- Your instructions
Transcribe the listing that follows in full, omitting pictures.

-=-=-

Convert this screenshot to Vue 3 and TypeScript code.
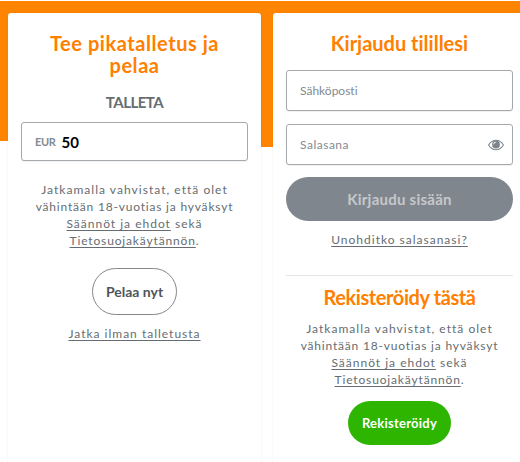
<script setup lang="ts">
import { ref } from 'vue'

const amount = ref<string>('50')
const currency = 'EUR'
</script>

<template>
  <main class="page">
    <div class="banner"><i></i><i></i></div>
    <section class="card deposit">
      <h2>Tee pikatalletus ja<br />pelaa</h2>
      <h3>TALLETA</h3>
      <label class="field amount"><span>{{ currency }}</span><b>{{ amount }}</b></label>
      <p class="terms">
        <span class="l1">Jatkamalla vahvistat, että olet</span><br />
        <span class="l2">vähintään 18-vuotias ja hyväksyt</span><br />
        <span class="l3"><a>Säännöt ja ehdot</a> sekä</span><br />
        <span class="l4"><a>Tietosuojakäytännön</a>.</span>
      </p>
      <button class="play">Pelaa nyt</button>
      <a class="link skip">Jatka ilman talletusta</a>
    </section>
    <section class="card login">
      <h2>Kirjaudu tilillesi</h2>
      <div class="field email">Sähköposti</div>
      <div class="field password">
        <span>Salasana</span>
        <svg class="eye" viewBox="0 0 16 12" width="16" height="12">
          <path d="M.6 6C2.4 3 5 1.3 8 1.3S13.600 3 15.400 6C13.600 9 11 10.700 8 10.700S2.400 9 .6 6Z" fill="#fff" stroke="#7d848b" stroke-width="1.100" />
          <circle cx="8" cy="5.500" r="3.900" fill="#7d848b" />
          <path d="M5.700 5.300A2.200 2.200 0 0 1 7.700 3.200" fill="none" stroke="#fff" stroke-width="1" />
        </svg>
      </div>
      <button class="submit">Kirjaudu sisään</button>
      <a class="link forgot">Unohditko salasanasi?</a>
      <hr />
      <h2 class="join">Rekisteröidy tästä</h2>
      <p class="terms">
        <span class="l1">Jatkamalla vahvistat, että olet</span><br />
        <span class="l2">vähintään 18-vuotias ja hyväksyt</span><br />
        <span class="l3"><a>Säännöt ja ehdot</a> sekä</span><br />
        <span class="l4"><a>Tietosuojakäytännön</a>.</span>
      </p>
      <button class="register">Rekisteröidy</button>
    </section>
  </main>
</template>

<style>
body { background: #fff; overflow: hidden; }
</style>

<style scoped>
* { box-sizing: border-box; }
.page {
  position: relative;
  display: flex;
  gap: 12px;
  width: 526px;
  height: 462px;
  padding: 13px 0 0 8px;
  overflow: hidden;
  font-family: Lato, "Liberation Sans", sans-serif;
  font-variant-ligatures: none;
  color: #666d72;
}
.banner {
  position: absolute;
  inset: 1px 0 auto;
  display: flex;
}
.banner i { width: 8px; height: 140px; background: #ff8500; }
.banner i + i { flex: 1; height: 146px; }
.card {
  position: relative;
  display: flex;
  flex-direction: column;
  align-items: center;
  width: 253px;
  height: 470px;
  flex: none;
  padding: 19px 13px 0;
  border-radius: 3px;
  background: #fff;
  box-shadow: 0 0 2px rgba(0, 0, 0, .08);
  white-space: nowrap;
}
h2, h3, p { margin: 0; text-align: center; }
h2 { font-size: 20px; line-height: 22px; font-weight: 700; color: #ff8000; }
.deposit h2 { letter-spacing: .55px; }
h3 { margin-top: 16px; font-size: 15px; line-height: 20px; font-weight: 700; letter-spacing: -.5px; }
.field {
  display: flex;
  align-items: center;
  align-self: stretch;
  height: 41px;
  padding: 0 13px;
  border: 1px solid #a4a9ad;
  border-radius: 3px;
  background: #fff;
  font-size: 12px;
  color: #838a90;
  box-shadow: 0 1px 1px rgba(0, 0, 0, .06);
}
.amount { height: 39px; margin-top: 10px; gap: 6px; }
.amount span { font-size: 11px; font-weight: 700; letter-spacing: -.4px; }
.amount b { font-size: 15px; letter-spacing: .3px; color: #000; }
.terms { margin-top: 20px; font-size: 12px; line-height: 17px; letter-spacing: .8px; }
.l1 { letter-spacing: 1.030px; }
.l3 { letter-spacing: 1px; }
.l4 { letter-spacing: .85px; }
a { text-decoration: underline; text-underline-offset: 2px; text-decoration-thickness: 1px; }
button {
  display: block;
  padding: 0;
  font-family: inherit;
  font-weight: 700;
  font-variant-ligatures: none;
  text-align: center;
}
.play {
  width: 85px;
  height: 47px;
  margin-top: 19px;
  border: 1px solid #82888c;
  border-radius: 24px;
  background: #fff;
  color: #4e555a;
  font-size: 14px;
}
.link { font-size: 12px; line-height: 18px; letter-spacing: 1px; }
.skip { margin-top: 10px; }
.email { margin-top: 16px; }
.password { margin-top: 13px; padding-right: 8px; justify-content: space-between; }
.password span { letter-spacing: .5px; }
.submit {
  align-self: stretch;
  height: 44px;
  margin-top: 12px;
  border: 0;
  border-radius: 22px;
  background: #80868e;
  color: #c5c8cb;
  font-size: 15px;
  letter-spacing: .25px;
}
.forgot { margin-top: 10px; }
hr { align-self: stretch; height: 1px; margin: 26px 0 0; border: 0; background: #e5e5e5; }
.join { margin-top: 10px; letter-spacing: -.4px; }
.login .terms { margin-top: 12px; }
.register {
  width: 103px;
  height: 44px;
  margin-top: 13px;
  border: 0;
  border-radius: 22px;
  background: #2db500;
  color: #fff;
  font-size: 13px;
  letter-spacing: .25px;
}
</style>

-=-=-

- Response to this task
Convert this screenshot to Vue 3 and TypeScript code.
<script setup lang="ts">
import { ref } from 'vue'

const amount = ref<string>('50')
const currency = 'EUR'
</script>

<template>
  <main class="page">
    <div class="banner"><i></i><i></i></div>
    <section class="card deposit">
      <h2>Tee pikatalletus ja<br />pelaa</h2>
      <h3>TALLETA</h3>
      <label class="field amount"><span>{{ currency }}</span><b>{{ amount }}</b></label>
      <p class="terms">
        <span class="l1">Jatkamalla vahvistat, että olet</span><br />
        <span class="l2">vähintään 18-vuotias ja hyväksyt</span><br />
        <span class="l3"><a>Säännöt ja ehdot</a> sekä</span><br />
        <span class="l4"><a>Tietosuojakäytännön</a>.</span>
      </p>
      <button class="play">Pelaa nyt</button>
      <a class="link skip">Jatka ilman talletusta</a>
    </section>
    <section class="card login">
      <h2>Kirjaudu tilillesi</h2>
      <div class="field email">Sähköposti</div>
      <div class="field password">
        <span>Salasana</span>
        <svg class="eye" viewBox="0 0 16 12" width="16" height="12">
          <path d="M.6 6C2.4 3 5 1.3 8 1.3S13.600 3 15.400 6C13.600 9 11 10.700 8 10.700S2.400 9 .6 6Z" fill="#fff" stroke="#7d848b" stroke-width="1.100" />
          <circle cx="8" cy="5.500" r="3.900" fill="#7d848b" />
          <path d="M5.700 5.300A2.200 2.200 0 0 1 7.700 3.200" fill="none" stroke="#fff" stroke-width="1" />
        </svg>
      </div>
      <button class="submit">Kirjaudu sisään</button>
      <a class="link forgot">Unohditko salasanasi?</a>
      <hr />
      <h2 class="join">Rekisteröidy tästä</h2>
      <p class="terms">
        <span class="l1">Jatkamalla vahvistat, että olet</span><br />
        <span class="l2">vähintään 18-vuotias ja hyväksyt</span><br />
        <span class="l3"><a>Säännöt ja ehdot</a> sekä</span><br />
        <span class="l4"><a>Tietosuojakäytännön</a>.</span>
      </p>
      <button class="register">Rekisteröidy</button>
    </section>
  </main>
</template>

<style>
body { background: #fff; overflow: hidden; }
</style>

<style scoped>
* { box-sizing: border-box; }
.page {
  position: relative;
  display: flex;
  gap: 12px;
  width: 526px;
  height: 462px;
  padding: 13px 0 0 8px;
  overflow: hidden;
  font-family: Lato, "Liberation Sans", sans-serif;
  font-variant-ligatures: none;
  color: #666d72;
}
.banner {
  position: absolute;
  inset: 1px 0 auto;
  display: flex;
}
.banner i { width: 8px; height: 140px; background: #ff8500; }
.banner i + i { flex: 1; height: 146px; }
.card {
  position: relative;
  display: flex;
  flex-direction: column;
  align-items: center;
  width: 253px;
  height: 470px;
  flex: none;
  padding: 19px 13px 0;
  border-radius: 3px;
  background: #fff;
  box-shadow: 0 0 2px rgba(0, 0, 0, .08);
  white-space: nowrap;
}
h2, h3, p { margin: 0; text-align: center; }
h2 { font-size: 20px; line-height: 22px; font-weight: 700; color: #ff8000; }
.deposit h2 { letter-spacing: .55px; }
h3 { margin-top: 16px; font-size: 15px; line-height: 20px; font-weight: 700; letter-spacing: -.5px; }
.field {
  display: flex;
  align-items: center;
  align-self: stretch;
  height: 41px;
  padding: 0 13px;
  border: 1px solid #a4a9ad;
  border-radius: 3px;
  background: #fff;
  font-size: 12px;
  color: #838a90;
  box-shadow: 0 1px 1px rgba(0, 0, 0, .06);
}
.amount { height: 39px; margin-top: 10px; gap: 6px; }
.amount span { font-size: 11px; font-weight: 700; letter-spacing: -.4px; }
.amount b { font-size: 15px; letter-spacing: .3px; color: #000; }
.terms { margin-top: 20px; font-size: 12px; line-height: 17px; letter-spacing: .8px; }
.l1 { letter-spacing: 1.030px; }
.l3 { letter-spacing: 1px; }
.l4 { letter-spacing: .85px; }
a { text-decoration: underline; text-underline-offset: 2px; text-decoration-thickness: 1px; }
button {
  display: block;
  padding: 0;
  font-family: inherit;
  font-weight: 700;
  font-variant-ligatures: none;
  text-align: center;
}
.play {
  width: 85px;
  height: 47px;
  margin-top: 19px;
  border: 1px solid #82888c;
  border-radius: 24px;
  background: #fff;
  color: #4e555a;
  font-size: 14px;
}
.link { font-size: 12px; line-height: 18px; letter-spacing: 1px; }
.skip { margin-top: 10px; }
.email { margin-top: 16px; }
.password { margin-top: 13px; padding-right: 8px; justify-content: space-between; }
.password span { letter-spacing: .5px; }
.submit {
  align-self: stretch;
  height: 44px;
  margin-top: 12px;
  border: 0;
  border-radius: 22px;
  background: #80868e;
  color: #c5c8cb;
  font-size: 15px;
  letter-spacing: .25px;
}
.forgot { margin-top: 10px; }
hr { align-self: stretch; height: 1px; margin: 26px 0 0; border: 0; background: #e5e5e5; }
.join { margin-top: 10px; letter-spacing: -.4px; }
.login .terms { margin-top: 12px; }
.register {
  width: 103px;
  height: 44px;
  margin-top: 13px;
  border: 0;
  border-radius: 22px;
  background: #2db500;
  color: #fff;
  font-size: 13px;
  letter-spacing: .25px;
}
</style>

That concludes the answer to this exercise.